这里先说明下这边使用的canal版本号为1.1.5
在描述这个问题之前,首先需要简单对于canal架构有个基本的了解
canal工作原理
- canal 模拟 MySQL slave 的交互协议,伪装自己为 MySQL slave ,向 MySQL master 发送dump 协议
- MySQL master 收到 dump 请求,开始推送 binary log 给 slave (即 canal )
- canal 解析 binary log 对象(原始为 byte 流)
canal环境的几个组件
canal-server(canal-deploy):直接监听MySQL的binlog,把自己伪装成MySQL的从库,只负责接收数据,并不做处理。
canal-adapter:相当于canal的客户端,会从canal-server中获取数据,然后对数据进行同步,可以同步到MySQL、Elasticsearch和HBase等存储中去。
canal-admin:为canal提供整体配置管理、节点运维等面向运维的功能,提供相对友好的WebUI操作界面,方便更多用户快速和安全的操作。
canal集群搭建架构
这里找了几篇
Canal Admin 高可用集群使用教程-腾讯云开发者社区-腾讯云
搭建canal集群环境
相关集群搭建的文章,可以大致了解到对应集群环境,需要的组件以及作用
Could not find first log file name in binary log index file
2023-09-07 16:15:57.322 [destination = example , address = /192.168.6.168:3306 , EventParser] WARN c.a.o.c.p.inbound.mysql.rds.RdsBinlogEventParserProxy - ---> find start position successfully, EntryPosition[included=false,journalName=mysql-bin.000192,position=270118817,serverId=101,gtid=,timestamp=1662998460000] cost : 394ms , the next step is binlog dump
2023-09-07 16:15:57.334 [destination = example , address = /192.168.6.168:3306 , EventParser] ERROR c.a.o.canal.parse.inbound.mysql.dbsync.DirectLogFetcher - I/O error while reading from client socket
java.io.IOException: Received error packet: errno = 1236, sqlstate = HY000 errmsg = Could not find first log file name in binary log index fileat com.alibaba.otter.canal.parse.inbound.mysql.dbsync.DirectLogFetcher.fetch(DirectLogFetcher.java:102) ~[canal.parse-1.1.5.jar:na]at com.alibaba.otter.canal.parse.inbound.mysql.MysqlConnection.dump(MysqlConnection.java:238) [canal.parse-1.1.5.jar:na]at com.alibaba.otter.canal.parse.inbound.AbstractEventParser$1.run(AbstractEventParser.java:262) [canal.parse-1.1.5.jar:na]at java.lang.Thread.run(Thread.java:748) [na:1.8.0_181]

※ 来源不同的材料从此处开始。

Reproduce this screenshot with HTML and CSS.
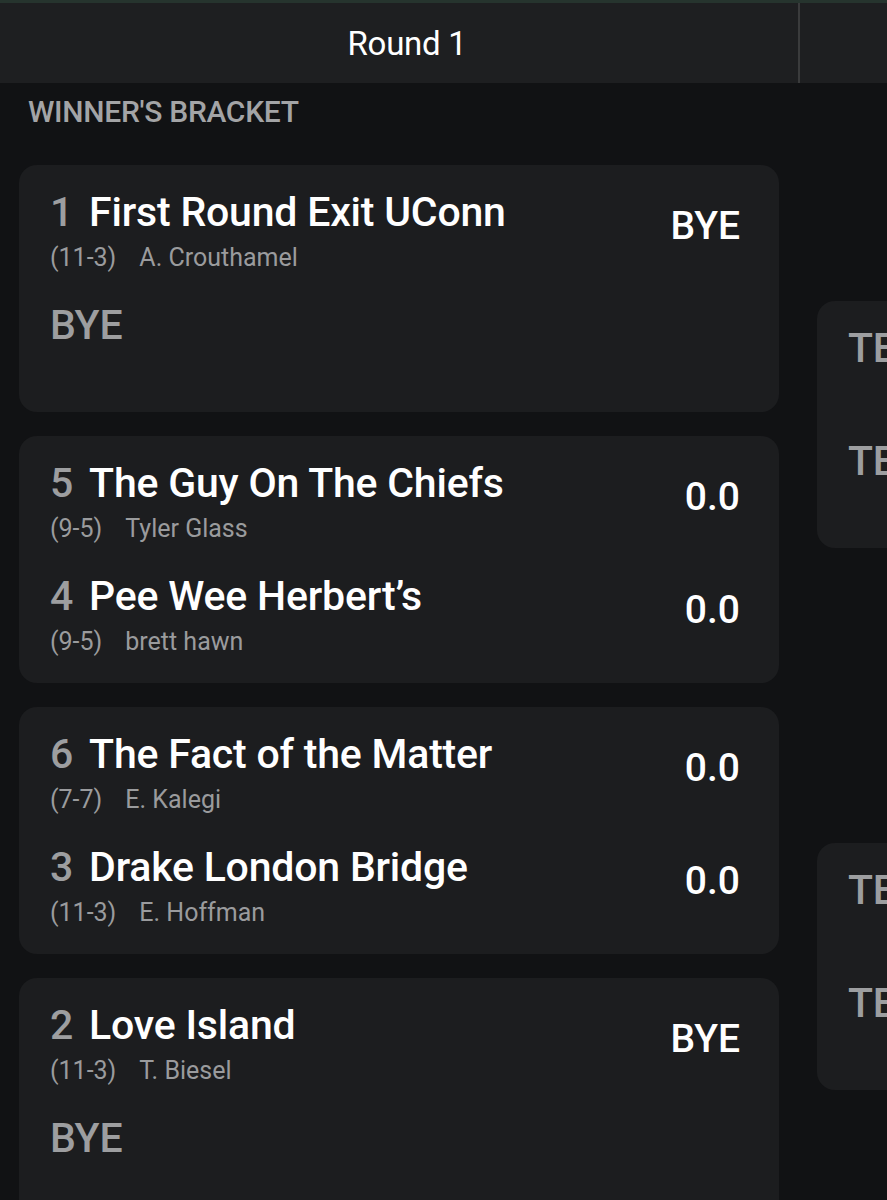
FILE: index.html
```html
<!DOCTYPE html>
<html>
<head>
<meta charset="utf-8">
<link rel="stylesheet" href="styles.css">
</head>
<body>
<div class="top-line"></div>
<div class="rounds">
  <section class="round">
    <header class="round-head">Round 1</header>
    <div class="bracket-label">WINNER'S BRACKET</div>
    <div class="matches">
      <div class="card">
        <div class="team">
          <div class="info">
            <div class="name"><span class="seed">1</span>First Round Exit UConn</div>
            <div class="sub"><span class="rec">(11-3)</span>A. Crouthamel</div>
          </div>
          <div class="score">BYE</div>
        </div>
        <div class="team">
          <div class="info">
            <div class="name bye">BYE</div>
          </div>
        </div>
      </div>
      <div class="card">
        <div class="team">
          <div class="info">
            <div class="name"><span class="seed">5</span>The Guy On The Chiefs</div>
            <div class="sub"><span class="rec">(9-5)</span>Tyler Glass</div>
          </div>
          <div class="score">0.0</div>
        </div>
        <div class="team">
          <div class="info">
            <div class="name"><span class="seed">4</span>Pee Wee Herbert’s</div>
            <div class="sub"><span class="rec">(9-5)</span>brett hawn</div>
          </div>
          <div class="score">0.0</div>
        </div>
      </div>
      <div class="card">
        <div class="team">
          <div class="info">
            <div class="name"><span class="seed">6</span>The Fact of the Matter</div>
            <div class="sub"><span class="rec">(7-7)</span>E. Kalegi</div>
          </div>
          <div class="score">0.0</div>
        </div>
        <div class="team">
          <div class="info">
            <div class="name"><span class="seed">3</span>Drake London Bridge</div>
            <div class="sub"><span class="rec">(11-3)</span>E. Hoffman</div>
          </div>
          <div class="score">0.0</div>
        </div>
      </div>
      <div class="card">
        <div class="team">
          <div class="info">
            <div class="name"><span class="seed">2</span>Love Island</div>
            <div class="sub"><span class="rec">(11-3)</span>T. Biesel</div>
          </div>
          <div class="score">BYE</div>
        </div>
        <div class="team">
          <div class="info">
            <div class="name bye">BYE</div>
          </div>
        </div>
      </div>
    </div>
  </section>
  <section class="round">
    <header class="round-head"></header>
    <div class="bracket-label"></div>
    <div class="matches">
      <div class="slot">
        <div class="card card-tbd">
          <div class="team"><div class="info"><div class="name tbd">TE</div></div></div>
          <div class="team"><div class="info"><div class="name tbd">TE</div></div></div>
        </div>
      </div>
      <div class="slot">
        <div class="card card-tbd">
          <div class="team"><div class="info"><div class="name tbd">TE</div></div></div>
          <div class="team"><div class="info"><div class="name tbd">TE</div></div></div>
        </div>
      </div>
    </div>
  </section>
</div>
</body>
</html>
```

FILE: styles.css
```css
html, body {
  margin: 0;
  padding: 0;
  background: #111214;
  overflow: hidden;
  height: 1200px;
}
body {
  font-family: Roboto, "Liberation Sans", sans-serif;
  color: #ffffff;
}
.top-line {
  height: 3px;
  background: #26342e;
}
.rounds {
  display: flex;
  width: 1600px;
}
.round {
  width: 798px;
  flex: 0 0 798px;
}
.round-head {
  height: 80px;
  background: #1e1f21;
  display: flex;
  align-items: center;
  justify-content: center;
  font-size: 33px;
  font-weight: 400;
  color: #ffffff;
  letter-spacing: -0.3px;
  box-sizing: border-box;
}
.round:first-child .round-head {
  border-right: 2px solid #3a3b3c;
  margin-right: -2px;
  padding-left: 16px;
  position: relative;
  z-index: 1;
}
.bracket-label {
  height: 56px;
  padding-left: 28px;
  display: flex;
  align-items: center;
  font-size: 30px;
  font-weight: 500;
  color: #a3a4a6;
  letter-spacing: -0.3px;
}
.matches {
  padding: 26px 19px 0 19px;
  display: flex;
  flex-direction: column;
  gap: 24px;
}
.slot {
  height: 518px;
  display: flex;
  flex-direction: column;
  justify-content: center;
}
.card {
  background: #1c1d1f;
  border-radius: 18px;
  height: 247px;
  box-sizing: border-box;
  padding: 24px 39px 0 31px;
  display: flex;
  flex-direction: column;
  gap: 31px;
}
.team {
  display: flex;
  justify-content: space-between;
  align-items: flex-start;
  height: 82px;
}
.name {
  height: 46px;
  line-height: 46px;
  font-size: 41px;
  font-weight: 500;
  color: #ffffff;
  white-space: nowrap;
  letter-spacing: -0.2px;
}
.seed {
  color: #9d9ea0;
  margin-right: 16px;
}
.name.bye, .name.tbd {
  color: #9d9ea0;
}
.sub {
  margin-top: 10px;
  height: 26px;
  line-height: 26px;
  font-size: 25px;
  color: #9a9b9d;
  white-space: nowrap;
}
.rec {
  margin-right: 23px;
}
.score {
  margin-top: 14px;
  height: 46px;
  line-height: 46px;
  font-size: 39px;
  font-weight: 500;
  color: #ffffff;
}
```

2023-09-07 16:15:57.335 [destination = example , address = /192.168.6.168:3306 , EventParser] ERROR c.a.o.c.p.inbound.mysql.rds.RdsBinlogEventParserProxy - dump address /192.168.6.168:3306 has an error, retrying. caused by
java.io.IOException: Received error packet: errno = 1236, sqlstate = HY000 errmsg = Could not find first log file name in binary log index fileat com.alibaba.otter.canal.parse.inbound.mysql.dbsync.DirectLogFetcher.fetch(DirectLogFetcher.java:102) ~[canal.parse-1.1.5.jar:na]at com.alibaba.otter.canal.parse.inbound.mysql.MysqlConnection.dump(MysqlConnection.java:238) ~[canal.parse-1.1.5.jar:na]at com.alibaba.otter.canal.parse.inbound.AbstractEventParser$1.run(AbstractEventParser.java:262) ~[canal.parse-1.1.5.jar:na]at java.lang.Thread.run(Thread.java:748) [na:1.8.0_181]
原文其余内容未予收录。